After falling nearly 3% the previous week on hotter than expected inflation data, the stock market recovered some of those losses last week despite mixed reports on the current state of the economy. The S&P 500 Index rallied nearly 2% even as bond yields continued to edge higher with the 10-year Treasury yield eclipsing 4% before finally ending the week at 3.96%. The stock markets’ outsized gains in January proved to be unsustainable as the major stock averages all posted losses in February. Stubbornly high inflation has caused bond yields to climb higher, creating a significant headwind for stocks as investors are facing the prospect of interest rates being higher for longer. Last week, though, investors breathed a sigh of relief when Atlanta Federal Reserve President Raphael Bostic said that he’s firmly in favor of sticking with a 25-basis point (a basis point is one hundredth of one percent) hike in March, contrary to some who have been advocating a 50-basis point increase. Stocks rallied on his remarks and were also helped by stronger than expected manufacturing data out of China as the index expanded for the second straight month and at the fastest pace since 2012. Investors received more good news on Friday when the ISM services sector index was above estimates and higher than in January, showing that the non-manufacturing part of the economy remains strong and continues to expand. The services sector of the economy accounts for more than two-thirds of all economic activity. Investors also cheered the move lower in the 10-year Treasury yield after it broke an important psychological barrier of 4% on Thursday. The stock market is very sensitive to bond yields as the 10-year Treasury yield is a benchmark rate that influences mortgages and automobile loans. The move higher has caused mortgage rates to rise over 7% as inflation fears have driven bond yields higher.

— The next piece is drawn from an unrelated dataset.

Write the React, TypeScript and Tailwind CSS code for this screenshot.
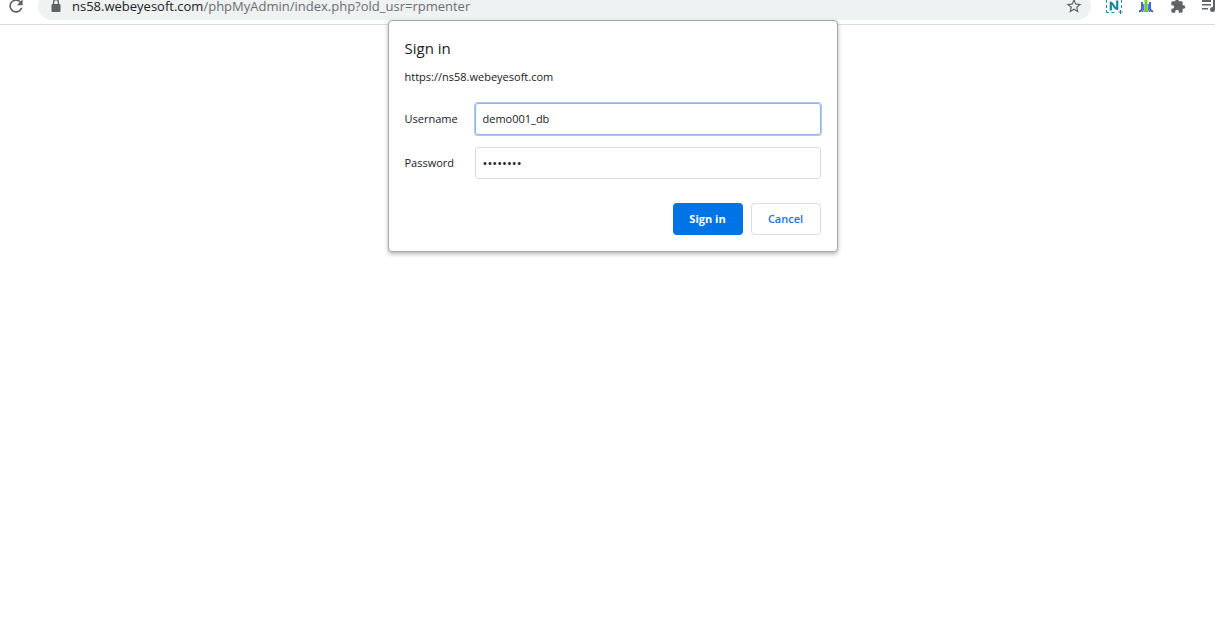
import React from "react";

function Toolbar() {
  return (
    <header className="flex h-[25px] items-end border-b border-[#d9dbde] bg-white pb-1">
      <button type="button" aria-label="Reload" className="flex h-7 w-[38px] shrink-0 items-center pl-[6px]">
        <svg width="20" height="20" viewBox="0 0 24 24" fill="#5f6368" aria-hidden="true">
          <path d="M17.65 6.35C16.2 4.9 14.21 4 12 4c-4.42 0-7.99 3.58-7.99 8s3.57 8 7.99 8c3.73 0 6.84-2.55 7.73-6h-2.08c-.82 2.33-3.04 4-5.65 4-3.31 0-6-2.69-6-6s2.69-6 6-6c1.66 0 3.14.69 4.22 1.78L13 11h7V4l-2.35 2.35z" />
        </svg>
      </button>
      <div className="flex h-7 min-w-0 flex-1 items-center rounded-full bg-[#eef2f3] pr-2 pl-3">
        <svg width="12" height="14" viewBox="0 0 12 14" fill="#5f6368" className="shrink-0" aria-hidden="true">
          <path fillRule="evenodd" d="M6 0a3 3 0 0 0-3 3v2H2.500a1 1 0 0 0-1 1v6a1 1 0 0 0 1 1h7a1 1 0 0 0 1-1V6a1 1 0 0 0-1-1H9V3a3 3 0 0 0-3-3zm0 1.300A1.700 1.700 0 0 1 7.700 3v2H4.300V3A1.700 1.700 0 0 1 6 1.300z" />
        </svg>
        <p className="min-w-0 flex-1 pl-[10px] text-[13px] leading-3 whitespace-nowrap text-[#6a6d71]">
          <span className="text-[#202124]">ns58.webeyesoft.com</span>/phpMyAdmin/index.php?old_usr=rpmenter
        </p>
        <button type="button" aria-label="Bookmark this page">
          <svg width="18" height="18" viewBox="0 0 24 24" fill="#5f6368" aria-hidden="true">
            <path d="M22 9.240l-7.190-.62L12 2 9.190 8.630 2 9.240l5.460 4.730L5.820 21 12 17.270 18.180 21l-1.630-7.030L22 9.240zM12 15.400l-3.760 2.270 1-4.280-3.320-2.880 4.380-.38L12 6.100l1.710 4.040 4.380.38-3.320 2.880 1 4.280L12 15.400z" />
          </svg>
        </button>
      </div>
      <div className="flex h-7 shrink-0 items-center gap-4 pl-[14px]">
        <button type="button" aria-label="Nimbus capture">
          <svg width="17" height="18" viewBox="0 0 17 18" className="overflow-visible" aria-hidden="true">
            <path d="M1.500 3v2.500M1.500 8v3M1.500 13v2.500H4M6.500 15.500h3M16.500 3v2.500M16.500 8v3" fill="none" stroke="#16899a" />
            <path d="M15.500 13v4M13.500 15h4" stroke="#16899a" />
            <path d="M5.800 13.500V5.500c2.500 0 3.200 6.500 6.400 6.500V3.500" fill="none" stroke="#16899a" strokeWidth="2.200" />
          </svg>
        </button>
        <button type="button" aria-label="Fountain extension">
          <svg width="16" height="18" viewBox="0 0 16 18" aria-hidden="true">
            <path d="M8 2c1 0 1.500.8 1.500 2v8l1.500 3H5l1.500-3V4C6.500 2.800 7 2 8 2z" fill="#6fce2c" />
            <path d="M4 5v6.500c0 1.500-1 2.500-3 3.200M12 5v6.500c0 1.500 1 2.500 3 3.200" fill="none" stroke="#3059d4" strokeWidth="1.800" />
            <path d="M5.700 7v5l-1.500 3M10.300 7v5l1.500 3" fill="none" stroke="#3059d4" strokeWidth="1" />
          </svg>
        </button>
        <button type="button" aria-label="Extensions">
          <svg width="16" height="16" viewBox="0 0 24 24" fill="#5f6368" aria-hidden="true">
            <path d="M20.500 11H19V7c0-1.100-.9-2-2-2h-4V3.500a2.500 2.500 0 0 0-5 0V5H4c-1.100 0-2 .9-2 2v3.800h1.500a2.700 2.700 0 0 1 0 5.400H2V20c0 1.100.9 2 2 2h3.800v-1.500a2.700 2.700 0 0 1 5.400 0V22H17c1.100 0 2-.9 2-2v-4h1.500a2.500 2.500 0 0 0 0-5z" />
          </svg>
        </button>
        <button type="button" aria-label="Media controls">
          <svg width="13" height="16" viewBox="0 0 13 16" fill="#5f6368" aria-hidden="true">
            <path d="M0 2h9v2H0zM0 6h9v1.500H0zM0 10h6v1.500H0zM11 2h2v10h-2z" />
            <circle cx="10.500" cy="11.500" r="2.500" />
          </svg>
        </button>
      </div>
    </header>
  );
}

function SignInDialog() {
  return (
    <form
      role="dialog"
      aria-labelledby="dialog-title"
      onSubmit={(event) => event.preventDefault()}
      className="absolute top-5 left-1/2 ml-[-220px] w-[450px] rounded-[4px] border border-[#a8a8a8] bg-white px-4 pt-[15px] pb-4 shadow-[0_2px_4px_rgba(0,0,0,0.3)]"
    >
      <h1 id="dialog-title" className="text-[15px] leading-6">Sign in</h1>
      <p className="mt-[5px] text-[11px] leading-6">https://ns58.webeyesoft.com</p>
      <div className="mt-[14px] grid grid-cols-[70px_1fr] items-center gap-y-3 text-[11px]">
        <label htmlFor="username">Username</label>
        <input
          id="username"
          type="text"
          defaultValue="demo001_db"
          className="h-8 min-w-0 rounded-[3px] border border-[#8db5e8] px-[7px] pb-[2px] ring-1 ring-[#a9cbf4] outline-none"
        />
        <label htmlFor="password">Password</label>
        <input
          id="password"
          type="password"
          defaultValue="12345678"
          className="h-8 min-w-0 rounded-[3px] border border-[#dadce0] px-[7px] text-[13px] outline-none"
        />
      </div>
      <div className="mt-6 flex justify-end gap-2 text-[11px]">
        <button type="submit" className="h-8 w-[70px] rounded-[4px] bg-[#0073e6] font-bold text-white">Sign in</button>
        <button type="button" className="h-8 w-[70px] rounded-[4px] border border-[#dadce0] font-semibold text-[#1a73e8]">Cancel</button>
      </div>
    </form>
  );
}

export default function App() {
  return (
    <div className="relative min-h-screen bg-white font-['Open_Sans','Noto_Sans',sans-serif] text-[#202124]">
      <Toolbar />
      <main>
        <SignInDialog />
      </main>
    </div>
  );
}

With quarterly earnings season winding down, the focus going forward will be on economic data and the Fed’s reaction to that data, which will likely have implications for the stock market.

Last Week

Durable goods orders in January were worse than expected but excluding a sharp decline in transportation orders, new orders actually increased slightly. The ISM manufacturing index in January was slightly below estimates and below the 50 threshold, indicative of contraction as production and new orders slowed. The consumer confidence index in February fell from January and was below expectations as worries grew over the longer-term outlook for the economy. Weekly jobless claims fell to 190,000, down 2,000 from the previous week and below the estimate of 195,000.

For the week, the Dow Jones Industrial Average rose 1.8% to close at 33,390 while the S&P 500 Index climbed 1.9% to close at 4,045. The Nasdaq Composite Index surged 2.6% to close at 11,689.

This Week

The February employment report is expected to show that about 200,000 new jobs were created and that the unemployment rate remains at 3.4%. ADP releases its National Employment report for February and it is forecast to show an increase of about 180,000 private-sector jobs. January factory orders are expected to decline by about the same amount that they rose in December.

The Bank of Japan (BOJ) announces its monetary policy decision and is expected to keep its short-term interest rate unchanged at negative 0.1%.

Among the most prominent companies scheduled to report quarterly earnings this week are Ciena, Brown-Forman, Casey’s General Stores, Campbell Soup, Ulta Beauty, Gap, Dick’s Sporting Goods, CrowdStrike Holdings and Oracle.

Portfolio Strategy

Although this week will be a relatively light one in terms of potential market-moving economic data, investors will be paying close attention to the February employment report on Friday. The markets were spooked by the jobs report for January that showed a gain of 517,000 jobs, more than 300,000 higher than the consensus estimate. The expectation for February is for an increase of about 200,000 new jobs. While this total is certainly good news for the economy, any number significantly above this amount could be problematic for the markets. An economy that is too strong brings into play the possibility of a 50-basis point interest rate hike by the Federal Reserve this month and could result in even higher bond yields. The yield on the 2-year Treasury note, which is the most sensitive to expectations about Fed policy, has risen to 4.90% from only 4.1% at the beginning of February. The 10-year Treasury yield jumped from 3.40% on February 1st and rose as high as 4.06% before settling at 3.96% last week. The Fed’s terminal or peak federal funds rate is currently at 5.10% but that could easily be raised higher if the employment report is too strong. Federal Reserve Chair Jerome Powell is scheduled to testify before Congress this week and all eyes will be on his assessment of the economy and monetary policy. The resilient labor market has caused investors to rethink the possibility of a recession and has been replaced with the thought that the Fed could hike interest rates higher than previously expected and keep them higher for longer. Such a scenario could have implications for the stock market as higher bond yields could affect the market’s risk sentiment.